The Melvins — A Walk With Love & Death | The Quietus

The Melvins

A Walk With Love & Death

I’ll not bore you with an extensive summary of the Melvins back catalogue – for one thing, I just don’t have the word count. Their latest offering, A Walk With Love & Death is their 25th, and their 14th in this century alone. Whatever you think of the band, you’ve got to admire that level of breathless productivity.

The Melvins have built a career on pushing proto-metal grunge to its extreme, creating their very own catatonic grunge genre in the process, something quintessentially Melvins-esque: no one sounds quite like the Melvins. New listeners coming to this might struggle with its almost impenetrable density; loyal fans are in for a few interesting surprises. It’s a double album, for starters, and one half of it is the soundtrack to a film. 2004’s Pigs of the Roman Empire was perhaps the last big experimental leap the Melvins made and while this doesn’t quite match it in terms of quality, it’s certainly a step in that direction.

The first part of the album, ‘Death’, is your typical Melvin’s outing. As drummer Dale Crover says, A Walk With Love & Death is "one giant, moody, psychotic head trip… You’ll sleep with the lights on after listening.” Indeed, with tracks titled ‘Christ Hammer’ and ‘The Asshole Bastard’, it isn’t a stretch to guess before even listening that the Melvins have made more songs to scare you senseless and make your cochleas weep. Their knack of taking you into a black-star grunge abyss is intact, but they’re making the listener work harder this time, with even more abstract lyrics and sounds than usual.

The second part of the album, ‘Love’, is arguably the more intriguing of the two, but don’t make the mistake of listening without watching the avant-garde film the songs accompany.
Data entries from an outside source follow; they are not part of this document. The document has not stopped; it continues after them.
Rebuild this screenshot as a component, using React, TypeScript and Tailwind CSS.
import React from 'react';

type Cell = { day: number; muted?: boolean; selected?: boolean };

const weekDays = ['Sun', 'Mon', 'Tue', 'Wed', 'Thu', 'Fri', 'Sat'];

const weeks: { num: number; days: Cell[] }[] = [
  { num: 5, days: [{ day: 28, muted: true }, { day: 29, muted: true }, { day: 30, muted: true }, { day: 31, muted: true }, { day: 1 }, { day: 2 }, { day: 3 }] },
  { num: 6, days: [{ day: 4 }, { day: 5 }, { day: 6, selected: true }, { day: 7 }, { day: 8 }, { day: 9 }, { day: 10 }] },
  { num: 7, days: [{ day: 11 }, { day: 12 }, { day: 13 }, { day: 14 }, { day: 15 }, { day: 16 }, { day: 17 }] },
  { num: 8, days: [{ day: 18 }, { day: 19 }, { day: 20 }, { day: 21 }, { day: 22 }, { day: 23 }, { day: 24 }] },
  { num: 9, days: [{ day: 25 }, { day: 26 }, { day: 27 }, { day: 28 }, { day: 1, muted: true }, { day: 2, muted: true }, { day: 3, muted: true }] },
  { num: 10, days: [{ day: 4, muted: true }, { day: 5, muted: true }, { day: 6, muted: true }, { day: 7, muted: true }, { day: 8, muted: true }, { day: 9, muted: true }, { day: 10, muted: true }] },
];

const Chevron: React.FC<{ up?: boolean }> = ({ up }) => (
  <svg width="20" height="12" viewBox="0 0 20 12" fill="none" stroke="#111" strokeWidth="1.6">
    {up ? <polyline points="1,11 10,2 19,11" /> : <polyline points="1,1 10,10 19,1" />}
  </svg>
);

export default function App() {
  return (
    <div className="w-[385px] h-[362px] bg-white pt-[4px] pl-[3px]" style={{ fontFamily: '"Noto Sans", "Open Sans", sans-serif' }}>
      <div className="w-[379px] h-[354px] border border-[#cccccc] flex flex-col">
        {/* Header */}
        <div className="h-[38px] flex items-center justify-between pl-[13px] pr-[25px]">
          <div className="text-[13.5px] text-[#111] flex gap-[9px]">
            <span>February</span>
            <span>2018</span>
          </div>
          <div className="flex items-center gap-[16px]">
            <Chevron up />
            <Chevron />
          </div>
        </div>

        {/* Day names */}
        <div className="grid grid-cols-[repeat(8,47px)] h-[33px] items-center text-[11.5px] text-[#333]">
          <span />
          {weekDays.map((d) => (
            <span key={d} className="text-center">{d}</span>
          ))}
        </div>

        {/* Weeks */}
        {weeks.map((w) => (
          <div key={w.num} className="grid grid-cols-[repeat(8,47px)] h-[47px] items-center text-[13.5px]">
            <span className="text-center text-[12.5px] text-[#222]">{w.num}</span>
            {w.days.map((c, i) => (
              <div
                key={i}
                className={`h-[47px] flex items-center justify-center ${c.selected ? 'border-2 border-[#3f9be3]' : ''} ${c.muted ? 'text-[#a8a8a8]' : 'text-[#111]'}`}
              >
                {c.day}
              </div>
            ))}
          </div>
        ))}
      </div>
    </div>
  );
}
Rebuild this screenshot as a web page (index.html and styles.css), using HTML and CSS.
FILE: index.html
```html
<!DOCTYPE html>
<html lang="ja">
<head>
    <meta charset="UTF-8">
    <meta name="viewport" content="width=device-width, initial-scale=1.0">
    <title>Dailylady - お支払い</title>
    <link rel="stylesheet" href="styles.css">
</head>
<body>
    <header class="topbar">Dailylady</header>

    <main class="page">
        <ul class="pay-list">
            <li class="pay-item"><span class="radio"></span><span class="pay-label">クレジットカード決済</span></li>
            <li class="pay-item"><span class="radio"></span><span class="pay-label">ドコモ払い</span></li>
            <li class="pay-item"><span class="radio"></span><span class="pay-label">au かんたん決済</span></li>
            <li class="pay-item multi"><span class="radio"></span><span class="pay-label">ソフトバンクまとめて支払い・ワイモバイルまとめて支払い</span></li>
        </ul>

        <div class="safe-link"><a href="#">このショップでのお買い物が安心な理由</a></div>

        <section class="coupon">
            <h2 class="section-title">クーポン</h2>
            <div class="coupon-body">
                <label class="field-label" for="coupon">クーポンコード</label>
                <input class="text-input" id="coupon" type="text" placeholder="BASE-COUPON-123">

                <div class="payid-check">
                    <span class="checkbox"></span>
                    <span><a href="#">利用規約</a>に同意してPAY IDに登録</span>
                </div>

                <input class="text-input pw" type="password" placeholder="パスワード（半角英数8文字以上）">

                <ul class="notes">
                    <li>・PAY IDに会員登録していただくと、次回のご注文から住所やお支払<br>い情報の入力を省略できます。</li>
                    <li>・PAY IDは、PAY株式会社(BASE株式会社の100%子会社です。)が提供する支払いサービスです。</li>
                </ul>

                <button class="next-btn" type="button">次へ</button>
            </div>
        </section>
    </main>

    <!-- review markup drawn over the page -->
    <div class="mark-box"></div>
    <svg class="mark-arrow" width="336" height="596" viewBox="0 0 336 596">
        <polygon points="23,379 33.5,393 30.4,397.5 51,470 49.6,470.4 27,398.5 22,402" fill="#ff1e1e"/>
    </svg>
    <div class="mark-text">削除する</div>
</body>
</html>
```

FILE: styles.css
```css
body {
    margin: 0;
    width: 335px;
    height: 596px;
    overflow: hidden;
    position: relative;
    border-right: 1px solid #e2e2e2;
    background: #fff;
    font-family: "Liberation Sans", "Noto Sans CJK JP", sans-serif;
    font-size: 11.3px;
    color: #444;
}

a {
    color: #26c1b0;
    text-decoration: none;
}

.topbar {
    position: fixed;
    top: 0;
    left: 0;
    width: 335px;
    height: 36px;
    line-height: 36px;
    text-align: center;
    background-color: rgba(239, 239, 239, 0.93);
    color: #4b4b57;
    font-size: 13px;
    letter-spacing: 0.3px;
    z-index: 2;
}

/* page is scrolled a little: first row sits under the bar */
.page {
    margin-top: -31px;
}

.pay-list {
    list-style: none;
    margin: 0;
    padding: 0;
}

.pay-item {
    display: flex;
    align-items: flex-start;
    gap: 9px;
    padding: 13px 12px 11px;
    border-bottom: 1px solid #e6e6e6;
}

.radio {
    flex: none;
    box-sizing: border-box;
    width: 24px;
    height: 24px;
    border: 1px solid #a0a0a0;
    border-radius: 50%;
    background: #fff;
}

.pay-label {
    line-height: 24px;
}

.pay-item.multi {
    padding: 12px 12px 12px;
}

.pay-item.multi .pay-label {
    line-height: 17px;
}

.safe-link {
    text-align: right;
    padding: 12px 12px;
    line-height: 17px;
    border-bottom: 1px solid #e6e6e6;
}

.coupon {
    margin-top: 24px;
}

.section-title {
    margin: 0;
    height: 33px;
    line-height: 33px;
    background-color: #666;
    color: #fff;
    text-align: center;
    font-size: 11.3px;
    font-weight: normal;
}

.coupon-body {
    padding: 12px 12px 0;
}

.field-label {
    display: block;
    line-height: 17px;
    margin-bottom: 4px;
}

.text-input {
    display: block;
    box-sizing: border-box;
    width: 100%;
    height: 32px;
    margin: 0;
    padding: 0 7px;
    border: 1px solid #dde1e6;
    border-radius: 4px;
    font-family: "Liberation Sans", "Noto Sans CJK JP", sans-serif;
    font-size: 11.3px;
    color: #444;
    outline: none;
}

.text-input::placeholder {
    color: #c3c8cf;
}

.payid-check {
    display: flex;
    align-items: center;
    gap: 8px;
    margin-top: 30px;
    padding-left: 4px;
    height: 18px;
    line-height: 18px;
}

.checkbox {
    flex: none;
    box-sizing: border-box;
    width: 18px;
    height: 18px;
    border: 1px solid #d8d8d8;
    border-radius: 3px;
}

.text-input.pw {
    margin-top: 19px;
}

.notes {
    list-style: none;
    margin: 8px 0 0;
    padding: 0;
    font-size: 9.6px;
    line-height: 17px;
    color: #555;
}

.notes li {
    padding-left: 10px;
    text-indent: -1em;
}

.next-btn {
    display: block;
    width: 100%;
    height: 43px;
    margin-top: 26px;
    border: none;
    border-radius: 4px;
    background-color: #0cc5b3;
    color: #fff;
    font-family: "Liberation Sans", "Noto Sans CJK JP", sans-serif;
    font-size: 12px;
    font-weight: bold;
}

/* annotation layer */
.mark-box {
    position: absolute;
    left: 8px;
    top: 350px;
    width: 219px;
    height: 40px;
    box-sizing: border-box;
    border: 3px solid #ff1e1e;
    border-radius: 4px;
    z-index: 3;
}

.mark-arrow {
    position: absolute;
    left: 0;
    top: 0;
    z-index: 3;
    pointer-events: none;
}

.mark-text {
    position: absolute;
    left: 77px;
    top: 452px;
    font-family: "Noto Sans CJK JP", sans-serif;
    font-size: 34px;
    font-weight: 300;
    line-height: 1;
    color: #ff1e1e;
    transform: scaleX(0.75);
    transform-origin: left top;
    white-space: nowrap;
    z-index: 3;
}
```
As extensive experiments with noise go, they don’t work well without image. The short film is directed and self-produced by Jesse Neiminen and it’s exactly the kind of brilliantly surreal film you’d imagine the Melvins would write music for.

The tenacity and productivity of the Melvins is admirable, as is their ability to continue to push music into some of its darkest and most intriguing corners. What would be really interesting, though, is if the Melvins made fewer Melvins records and tried more projects like the one on the second half of A Walk With Love & Death. After 34 years, their output is at times just a little too breathless.